For Connected TV, The New Last Mile Is Dining Room To Living Room

Quote:
Last week, I lambasted Virgin Media for taking two years to launch its iPad TV guide for its TiVo (NSDQ: TIVO) set-top box. I have since learned the app has been ready for months; it was submitted to and approved by Apple (NSDQ: AAPL) months ago. But Virgin Media is choosing to sit on it as it considers how to tackle a problem that will soon be shared by fellow connected TV operators…

For Virgin’s iPad app - which lets users switch channels and record shows from their sofa - to work, customers’ set-top box and iPad must be on the same home network. The problem - unlike iPad, Virgin Media’s TiVo is not WiFi-enabled.

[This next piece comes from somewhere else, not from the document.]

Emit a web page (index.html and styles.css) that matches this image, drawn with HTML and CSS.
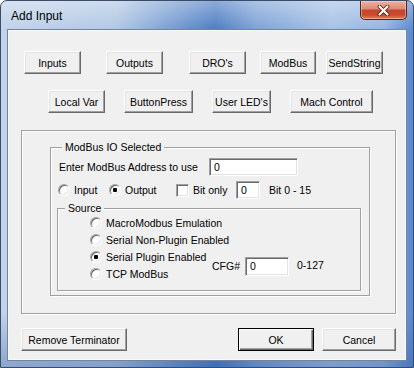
FILE: index.html
```html
<!DOCTYPE html>
<html lang="en">

<head>
    <meta charset="UTF-8">
    <meta name="viewport" content="width=device-width, initial-scale=1.0">
    <title>Add Input</title>
    <link rel="stylesheet" href="styles.css">
</head>

<body>
    <div class="window">
        <div class="titlebar">
            <span class="title">Add Input</span>
            <button class="close-btn" title="Close">
                <svg width="13" height="11" viewBox="0 0 13 11">
                    <path d="M2.5 1.5 L10.5 9.5 M10.5 1.5 L2.5 9.5" stroke="#4a1a10" stroke-width="3.8" stroke-linecap="round" fill="none"/>
                    <path d="M2.5 1.5 L10.5 9.5 M10.5 1.5 L2.5 9.5" stroke="#ffffff" stroke-width="2.2" stroke-linecap="round" fill="none"/>
                </svg>
            </button>
        </div>

        <div class="client">
            <div class="btn-row row-top">
                <button class="btn">Inputs</button>
                <button class="btn">Outputs</button>
                <button class="btn">DRO's</button>
                <button class="btn">ModBus</button>
                <button class="btn">SendString</button>
            </div>
            <div class="btn-row row-second">
                <button class="btn">Local Var</button>
                <button class="btn">ButtonPress</button>
                <button class="btn">User LED's</button>
                <button class="btn">Mach Control</button>
            </div>

            <div class="panel">
                <div class="group group-modbus">
                    <div class="group-title">ModBus IO Selected</div>
                    <div class="field-row addr-row">
                        <span class="addr-label">Enter ModBus Address to use</span>
                        <span class="textbox addr-box">0</span>
                    </div>
                    <div class="field-row io-row">
                        <span class="opt opt-input"><span class="radio"></span>Input</span>
                        <span class="opt opt-output"><span class="radio checked"></span>Output</span>
                        <span class="opt opt-bit"><span class="checkbox"></span>Bit only</span>
                        <span class="textbox bit-box">0</span>
                        <span class="hint bit-hint">Bit 0 - 15</span>
                    </div>

                    <div class="group group-source">
                        <div class="group-title">Source</div>
                        <div class="source-grid">
                            <span class="opt src-opt"><span class="radio"></span>MacroModbus Emulation</span>
                            <span class="opt src-opt"><span class="radio"></span>Serial Non-Plugin Enabled</span>
                            <span class="opt src-opt"><span class="radio checked"></span>Serial Plugin Enabled</span>
                            <span class="opt src-opt"><span class="radio"></span>TCP ModBus</span>
                            <div class="cfg">
                                <span class="cfg-label">CFG#</span>
                                <span class="textbox cfg-box">0</span>
                                <span class="hint cfg-hint">0-127</span>
                            </div>
                        </div>
                    </div>
                </div>
            </div>

            <div class="footer">
                <button class="btn btn-remove">Remove Terminator</button>
                <span class="spacer"></span>
                <button class="btn btn-ok">OK</button>
                <button class="btn btn-cancel">Cancel</button>
            </div>
        </div>
    </div>
</body>

</html>
```

FILE: styles.css
```css
* {
    box-sizing: border-box;
}

body {
    margin: 0;
    font-family: "Liberation Sans", Arial, sans-serif;
    font-size: 10.5px;
    color: #000;
    background: #ffffff;
}

/* window frame */
.window {
    width: 414px;
    height: 368px;
    display: flex;
    flex-direction: column;
    padding: 0 7px 7px;
    border: 1px solid #3b4c66;
    border-radius: 7px 7px 0 0;
    background:
        linear-gradient(180deg, rgba(255, 255, 255, 0.35) 0, rgba(255, 255, 255, 0) 28px),
        linear-gradient(180deg, rgba(0, 0, 0, 0) 85%, rgba(40, 80, 150, 0.35) 100%),
        linear-gradient(90deg, #c2d3ea 0%, #b2c8e5 28%, #6f96cf 44%, #4f7ec4 52%, #7fa3d7 62%, #a8c2e6 80%, #98b6e0 93%, #5b89cf 100%);
}

.titlebar {
    height: 29px;
    display: flex;
    align-items: center;
}

.title {
    padding-left: 3px;
    font-size: 12px;
    color: #000;
}

.close-btn {
    align-self: flex-start;
    margin-left: auto;
    margin-right: -1px;
    width: 47px;
    height: 19px;
    padding: 0;
    display: flex;
    align-items: center;
    justify-content: center;
    border: 1px solid #5b2316;
    border-top: none;
    border-radius: 0 0 5px 5px;
    background: linear-gradient(180deg, #eab2a4 0%, #dd8b78 42%, #c5462b 52%, #c94a2e 78%, #e2845d 100%);
    box-shadow: inset 0 0 0 1px rgba(255, 220, 210, 0.45);
}

.client {
    flex: 1;
    background: #f0f0f0;
    border: 1px solid #f7f9fc;
    box-shadow: 0 0 0 1px #72839d;
}

/* classic push buttons */
.btn {
    height: 23px;
    padding: 0;
    font-family: inherit;
    font-size: 10.5px;
    color: #000;
    background: #f0f0f0;
    border: 1px solid;
    border-color: #ffffff #696969 #696969 #ffffff;
    box-shadow: inset -1px -1px 0 #a0a0a0, inset 1px 1px 0 #e3e3e3;
}

.btn-row {
    display: flex;
}

.row-top {
    margin-top: 20px;
    padding-left: 15px;
}

.row-top .btn {
    width: 57px;
}

.row-top .btn:nth-child(2) {
    margin-left: 25px;
}

.row-top .btn:nth-child(3) {
    margin-left: 26px;
}

.row-top .btn:nth-child(4) {
    width: 56px;
    margin-left: 14px;
}

.row-top .btn:nth-child(5) {
    margin-left: 10px;
}

.row-second {
    margin-top: 16px;
    padding-left: 39px;
    gap: 19px;
}

.row-second .btn:nth-child(1) {
    width: 57px;
}

.row-second .btn:nth-child(2) {
    width: 69px;
}

.row-second .btn:nth-child(3) {
    width: 59px;
}

.row-second .btn:nth-child(4) {
    width: 83px;
}

/* framed area */
.panel {
    margin: 17px 0 0 12px;
    width: 375px;
    height: 184px;
    padding: 16px 0 0 28px;
    border: 1px solid #a0a0a0;
    box-shadow: inset 1px 1px 0 #ffffff, 1px 1px 0 #ffffff;
}

.group {
    border: 1px solid #a0a0a0;
    box-shadow: inset 1px 1px 0 #ffffff, 1px 1px 0 #ffffff;
}

.group-title {
    display: table;
    margin: -7px 0 0 4px;
    padding: 0 3px;
    line-height: 13px;
    background: #f0f0f0;
}

.group-modbus {
    width: 320px;
    padding: 0 0 4px 7px;
}

.field-row {
    display: flex;
    align-items: center;
    height: 18px;
    white-space: nowrap;
}

.addr-row {
    margin-top: 4px;
}

.addr-label {
    width: 150px;
    margin-left: 1px;
}

.textbox {
    display: flex;
    align-items: center;
    height: 18px;
    padding-left: 4px;
    background: #ffffff;
    border: 1px solid;
    border-color: #a0a0a0 #ffffff #ffffff #a0a0a0;
    box-shadow: inset 1px 1px 0 #696969, inset -1px -1px 0 #e3e3e3;
}

.addr-box {
    width: 89px;
}

.io-row {
    margin-top: 5px;
}

.opt {
    display: flex;
    align-items: center;
    white-space: nowrap;
}

.opt-input {
    width: 51px;
}

.opt-output {
    width: 67px;
}

.opt-bit {
    width: 60px;
}

.radio {
    position: relative;
    flex: none;
    width: 12px;
    height: 12px;
    margin-right: 4px;
    border-radius: 50%;
    background: #ffffff;
    border: 1px solid;
    border-color: #a0a0a0 #ffffff #ffffff #a0a0a0;
    box-shadow: inset 1px 1px 0 #696969, inset -1px -1px 0 #e3e3e3;
}

.radio.checked::after {
    content: "";
    position: absolute;
    left: 3px;
    top: 3px;
    width: 4px;
    height: 4px;
    border-radius: 1px;
    background: #000;
}

.checkbox {
    flex: none;
    width: 13px;
    height: 13px;
    margin-right: 4px;
    background: #ffffff;
    border: 1px solid;
    border-color: #a0a0a0 #ffffff #ffffff #a0a0a0;
    box-shadow: inset 1px 1px 0 #696969, inset -1px -1px 0 #e3e3e3;
}

.bit-box {
    width: 24px;
}

.bit-hint {
    margin-left: 9px;
}

.group-source {
    width: 304px;
    margin: 9px 0 0 -1px;
    padding: 0 0 8px 32px;
}

.group-source .group-title {
    margin-left: -25px;
}

.source-grid {
    display: grid;
    grid-template-columns: 122px auto;
    grid-template-rows: repeat(4, 17px);
    margin-top: -1px;
}

.src-opt {
    grid-column: 1;
}

.cfg {
    grid-column: 2;
    grid-row: 3 / 5;
    display: flex;
    align-items: center;
    padding-top: 2px;
}

.cfg-label {
    width: 33px;
}

.cfg-box {
    width: 44px;
    height: 19px;
}

.cfg-hint {
    margin-left: 8px;
    margin-top: -2px;
}

/* bottom buttons */
.footer {
    display: flex;
    width: 375px;
    margin: 14px 0 0 12px;
}

.spacer {
    flex: 1;
}

.btn-remove {
    width: 106px;
}

.btn-ok {
    width: 76px;
    border-color: #000;
    box-shadow: inset 1px 1px 0 #ffffff, inset -1px -1px 0 #696969, inset -2px -2px 0 #a0a0a0;
}

.btn-cancel {
    width: 74px;
    margin-left: 8px;
}
```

That means customers keen to use the new wave of second screen controllers must run cable from their WiFi router to their set-top box. In many cases, like my own, consumers’ routers are not in the same room as their main TV.

And that poses a big challenge to operators - how can Virgin Media launch its fancy new app experience when it knows it will instantly disappoint thousands of consumers who can’t use it? And how does the company manage requests from customers who want its engineers to relocate their WiFi router or run extra cabling?

I discovered this issue first-hand last week. The social TV startup Zeebox’s app also includes an EPG and controller that already works with internet TVs and Virgin’s own TiVo box. But, for weeks, I tried and failed to get the two talking.

It was only in conversation with Zeebox product head Morten Eidal that I realised a cable must be run from router to set-top box. Zeebox has since improved its user documentation to make the fact more clear. And Virgin Media itself will need to approach the same challenge.